*YOUR OBJECTIVE*: Filter the records below and copy every line containing the word "that".

*RECORDS FOR THIS TASK*:
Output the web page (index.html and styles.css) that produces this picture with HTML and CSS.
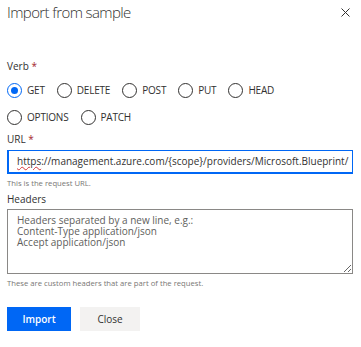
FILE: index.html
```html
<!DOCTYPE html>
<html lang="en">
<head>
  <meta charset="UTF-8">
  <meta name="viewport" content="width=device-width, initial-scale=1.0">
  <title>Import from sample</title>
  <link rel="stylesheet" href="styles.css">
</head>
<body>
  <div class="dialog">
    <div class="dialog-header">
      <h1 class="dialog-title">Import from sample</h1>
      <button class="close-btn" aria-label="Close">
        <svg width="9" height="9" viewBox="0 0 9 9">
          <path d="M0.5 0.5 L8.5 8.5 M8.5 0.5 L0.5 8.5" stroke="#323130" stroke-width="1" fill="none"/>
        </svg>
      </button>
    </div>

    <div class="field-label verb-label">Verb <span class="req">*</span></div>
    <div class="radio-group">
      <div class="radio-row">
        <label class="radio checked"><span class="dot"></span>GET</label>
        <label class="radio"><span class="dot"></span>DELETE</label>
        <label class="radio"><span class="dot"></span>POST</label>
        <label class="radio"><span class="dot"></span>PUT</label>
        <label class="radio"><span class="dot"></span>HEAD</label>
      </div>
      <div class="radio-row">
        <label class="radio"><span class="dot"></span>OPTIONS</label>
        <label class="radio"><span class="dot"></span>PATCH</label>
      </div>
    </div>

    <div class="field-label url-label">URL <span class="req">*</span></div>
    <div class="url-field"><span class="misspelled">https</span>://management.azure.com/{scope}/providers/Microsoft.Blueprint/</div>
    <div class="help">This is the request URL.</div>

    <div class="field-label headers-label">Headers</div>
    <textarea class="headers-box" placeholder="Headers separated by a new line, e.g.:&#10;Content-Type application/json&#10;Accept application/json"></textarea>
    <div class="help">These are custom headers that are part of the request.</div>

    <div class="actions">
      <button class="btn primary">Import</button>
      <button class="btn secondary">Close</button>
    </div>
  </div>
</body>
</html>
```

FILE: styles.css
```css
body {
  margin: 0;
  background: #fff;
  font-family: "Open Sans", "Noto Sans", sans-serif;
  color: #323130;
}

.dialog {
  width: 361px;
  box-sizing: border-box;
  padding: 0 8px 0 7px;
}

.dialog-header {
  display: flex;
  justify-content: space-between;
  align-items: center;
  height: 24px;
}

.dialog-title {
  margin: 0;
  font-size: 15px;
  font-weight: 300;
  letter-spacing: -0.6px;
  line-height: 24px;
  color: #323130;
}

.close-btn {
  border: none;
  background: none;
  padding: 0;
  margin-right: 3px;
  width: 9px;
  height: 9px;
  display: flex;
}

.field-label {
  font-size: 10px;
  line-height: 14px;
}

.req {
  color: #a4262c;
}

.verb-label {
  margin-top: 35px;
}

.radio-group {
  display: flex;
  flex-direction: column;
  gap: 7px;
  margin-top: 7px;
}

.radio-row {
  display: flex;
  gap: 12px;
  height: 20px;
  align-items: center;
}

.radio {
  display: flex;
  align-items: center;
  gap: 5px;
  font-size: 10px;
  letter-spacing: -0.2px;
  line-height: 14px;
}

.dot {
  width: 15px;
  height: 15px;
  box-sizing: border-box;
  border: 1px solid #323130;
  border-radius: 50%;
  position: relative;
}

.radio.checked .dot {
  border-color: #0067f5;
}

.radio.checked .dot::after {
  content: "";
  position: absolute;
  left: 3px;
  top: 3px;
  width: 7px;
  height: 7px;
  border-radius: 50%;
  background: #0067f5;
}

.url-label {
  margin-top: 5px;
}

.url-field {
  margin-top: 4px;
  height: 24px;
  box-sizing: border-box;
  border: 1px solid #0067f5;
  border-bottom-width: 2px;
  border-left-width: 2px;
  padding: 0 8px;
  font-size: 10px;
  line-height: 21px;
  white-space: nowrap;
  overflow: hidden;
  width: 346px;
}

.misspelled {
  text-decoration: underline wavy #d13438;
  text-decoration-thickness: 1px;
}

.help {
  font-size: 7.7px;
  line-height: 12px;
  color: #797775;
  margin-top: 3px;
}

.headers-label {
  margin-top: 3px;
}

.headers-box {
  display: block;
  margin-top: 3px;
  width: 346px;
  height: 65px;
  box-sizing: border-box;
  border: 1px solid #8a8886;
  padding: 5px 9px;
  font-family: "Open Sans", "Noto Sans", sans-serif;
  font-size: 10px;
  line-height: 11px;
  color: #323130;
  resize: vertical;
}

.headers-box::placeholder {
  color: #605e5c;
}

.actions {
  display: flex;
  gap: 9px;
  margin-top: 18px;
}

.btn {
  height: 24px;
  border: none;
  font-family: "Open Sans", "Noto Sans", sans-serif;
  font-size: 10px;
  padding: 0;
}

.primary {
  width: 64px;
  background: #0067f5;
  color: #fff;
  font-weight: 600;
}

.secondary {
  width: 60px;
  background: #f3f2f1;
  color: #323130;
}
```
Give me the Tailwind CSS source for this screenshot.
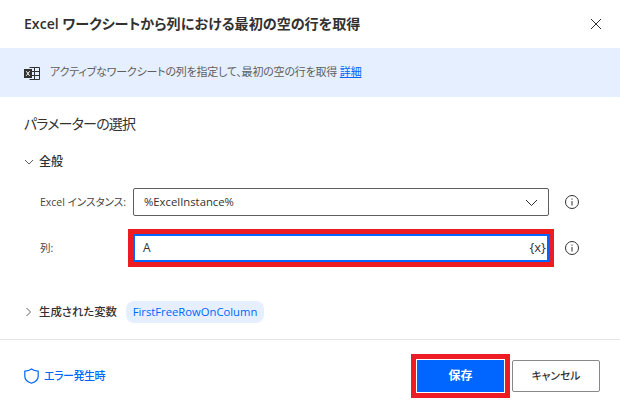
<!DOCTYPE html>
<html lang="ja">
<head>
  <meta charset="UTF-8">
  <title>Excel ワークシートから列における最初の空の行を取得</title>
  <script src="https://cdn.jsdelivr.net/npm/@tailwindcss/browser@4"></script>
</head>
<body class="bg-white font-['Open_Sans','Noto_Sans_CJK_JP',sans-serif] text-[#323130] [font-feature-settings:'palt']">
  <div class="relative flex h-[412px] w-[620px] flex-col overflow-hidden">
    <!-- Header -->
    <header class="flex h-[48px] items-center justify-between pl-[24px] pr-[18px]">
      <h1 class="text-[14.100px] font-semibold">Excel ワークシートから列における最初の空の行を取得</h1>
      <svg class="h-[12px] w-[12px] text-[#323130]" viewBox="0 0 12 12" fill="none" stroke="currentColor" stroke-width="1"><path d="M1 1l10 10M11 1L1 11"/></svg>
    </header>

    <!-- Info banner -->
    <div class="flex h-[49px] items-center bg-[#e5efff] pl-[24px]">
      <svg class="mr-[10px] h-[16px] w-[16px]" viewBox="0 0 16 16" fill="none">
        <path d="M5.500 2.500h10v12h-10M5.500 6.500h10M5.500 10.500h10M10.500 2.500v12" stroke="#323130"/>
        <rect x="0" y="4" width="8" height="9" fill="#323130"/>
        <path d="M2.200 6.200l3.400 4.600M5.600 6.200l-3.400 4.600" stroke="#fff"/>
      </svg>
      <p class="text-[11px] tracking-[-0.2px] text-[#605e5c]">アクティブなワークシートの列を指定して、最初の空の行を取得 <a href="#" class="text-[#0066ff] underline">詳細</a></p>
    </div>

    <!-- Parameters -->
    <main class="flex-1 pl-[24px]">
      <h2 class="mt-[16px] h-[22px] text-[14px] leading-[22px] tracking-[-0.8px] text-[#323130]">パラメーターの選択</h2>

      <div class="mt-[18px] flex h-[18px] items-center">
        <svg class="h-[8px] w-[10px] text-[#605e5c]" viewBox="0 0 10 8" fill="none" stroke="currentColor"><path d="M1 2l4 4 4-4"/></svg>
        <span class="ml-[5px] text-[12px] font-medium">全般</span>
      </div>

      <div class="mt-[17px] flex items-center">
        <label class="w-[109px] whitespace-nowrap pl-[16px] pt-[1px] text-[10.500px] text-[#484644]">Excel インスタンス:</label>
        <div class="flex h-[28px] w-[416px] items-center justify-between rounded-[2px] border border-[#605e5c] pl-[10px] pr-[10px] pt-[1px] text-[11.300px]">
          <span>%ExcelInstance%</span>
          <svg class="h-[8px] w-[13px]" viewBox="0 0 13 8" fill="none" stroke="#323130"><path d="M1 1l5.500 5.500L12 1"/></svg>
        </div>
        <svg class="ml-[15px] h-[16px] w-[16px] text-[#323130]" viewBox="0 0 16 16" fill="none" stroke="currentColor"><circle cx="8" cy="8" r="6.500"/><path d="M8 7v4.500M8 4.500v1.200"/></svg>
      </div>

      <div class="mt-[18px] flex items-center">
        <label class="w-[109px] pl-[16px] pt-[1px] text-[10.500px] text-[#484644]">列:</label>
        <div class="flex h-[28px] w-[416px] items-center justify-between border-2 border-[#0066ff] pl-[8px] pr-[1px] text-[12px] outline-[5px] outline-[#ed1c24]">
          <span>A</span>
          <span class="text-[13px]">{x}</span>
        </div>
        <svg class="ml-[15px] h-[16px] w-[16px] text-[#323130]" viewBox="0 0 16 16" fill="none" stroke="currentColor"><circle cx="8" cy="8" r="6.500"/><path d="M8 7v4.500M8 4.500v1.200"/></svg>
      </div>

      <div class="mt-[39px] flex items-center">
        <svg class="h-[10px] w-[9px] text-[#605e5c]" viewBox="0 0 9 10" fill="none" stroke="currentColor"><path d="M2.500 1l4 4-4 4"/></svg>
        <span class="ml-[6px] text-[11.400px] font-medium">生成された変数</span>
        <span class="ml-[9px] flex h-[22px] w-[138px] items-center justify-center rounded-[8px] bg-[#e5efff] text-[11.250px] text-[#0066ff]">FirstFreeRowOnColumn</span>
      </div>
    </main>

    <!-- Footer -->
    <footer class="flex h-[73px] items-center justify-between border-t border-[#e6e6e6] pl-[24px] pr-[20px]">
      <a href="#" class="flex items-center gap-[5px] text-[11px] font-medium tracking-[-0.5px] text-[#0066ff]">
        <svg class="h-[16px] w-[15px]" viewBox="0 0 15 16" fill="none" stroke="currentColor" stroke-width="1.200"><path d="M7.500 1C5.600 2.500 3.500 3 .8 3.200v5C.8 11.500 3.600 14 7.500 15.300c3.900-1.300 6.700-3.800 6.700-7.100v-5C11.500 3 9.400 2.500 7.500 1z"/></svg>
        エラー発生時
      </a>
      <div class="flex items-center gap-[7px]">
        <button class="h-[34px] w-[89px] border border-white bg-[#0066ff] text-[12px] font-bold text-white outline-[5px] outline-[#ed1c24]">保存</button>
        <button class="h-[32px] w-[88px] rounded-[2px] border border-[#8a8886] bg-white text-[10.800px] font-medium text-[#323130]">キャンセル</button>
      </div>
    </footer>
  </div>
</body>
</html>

*FINISHED EXERCISE*:
Output the web page (index.html and styles.css) that produces this picture with HTML and CSS.
    <div class="help">These are custom headers that are part of the request.</div>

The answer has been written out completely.